The conversation about where you place Mayfield includes names such as Sam Darnold, Josh Allen and Lamar Jackson. Young, talented quarterbacks with a lot of potential, but not among the best at their position. Not yet. Here’s what one unnamed NFL executive had to say when asked to choose between Barkley and Mayfield:

“I’ll go Saquon, because they don’t have an offensive line and they don’t have a quarterback.” – NFL.com

Surprisingly, Mayfield outpaced Saquon in Pepsi Rookie of the Week honors, seven to one in 2018. The twist, thankfully, is Pepsi Rookie of the Week is voted on by fans, as is Pepsi Rookie of the Year. And fans love quarterbacks. So much so, that Teddy Bridgewater beat out Odell Beckham Jr. for the award in 2015. Jameis Winston beat out Todd Gurley for it the following year. If Mayfield takes any Rookie of the Year award, it’d be this one.

Beckham (2015) and Gurley (2016) did win the one Rookie award that matters, the Associated Press (AP) Offensive Rookie of the Year. The AP won’t play both sides, they’ll make the tough decision and usually get it right.

Contrarily, Pro Football Weekly and the Pro Football Writers of America took the easy way out when they named Baker their 2018 overall Rookie of the Year and Barkley their Offensive Rookie of the Year. Because, you know, impact.

Mayfield may lead the argument for Most Valuable Rookie, based purely on the Browns’ reawakening.
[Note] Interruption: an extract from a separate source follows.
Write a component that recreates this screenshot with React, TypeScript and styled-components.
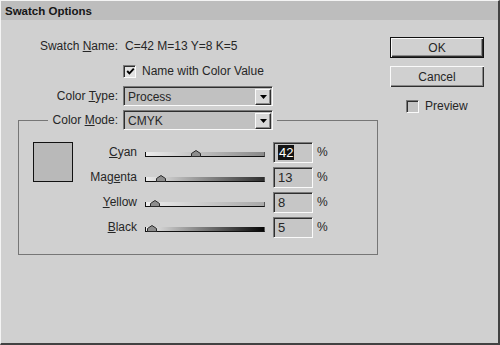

But if impact and record is your end-all, be-all, one could make a decent argument for New England Patriots rookie Sony Michel. Sure, he has Tom Brady, but his team won more than Cleveland and he made significant contributions to them doing so. They’re playing on Super Bowl Sunday too. Is that not impact?

Not to get too far off-track, but that’s exactly what “impact” does to a conversation. It rationalizes a feeling and gives it more credence than what you’re actually watching. Reserve impact for the MVP race, and even then it’s a touchy subject. Trust your eyes here. Saquon Barkley was the best rookie in the NFL from start to finish in 2018, and the obvious choice for Rookie of the Year.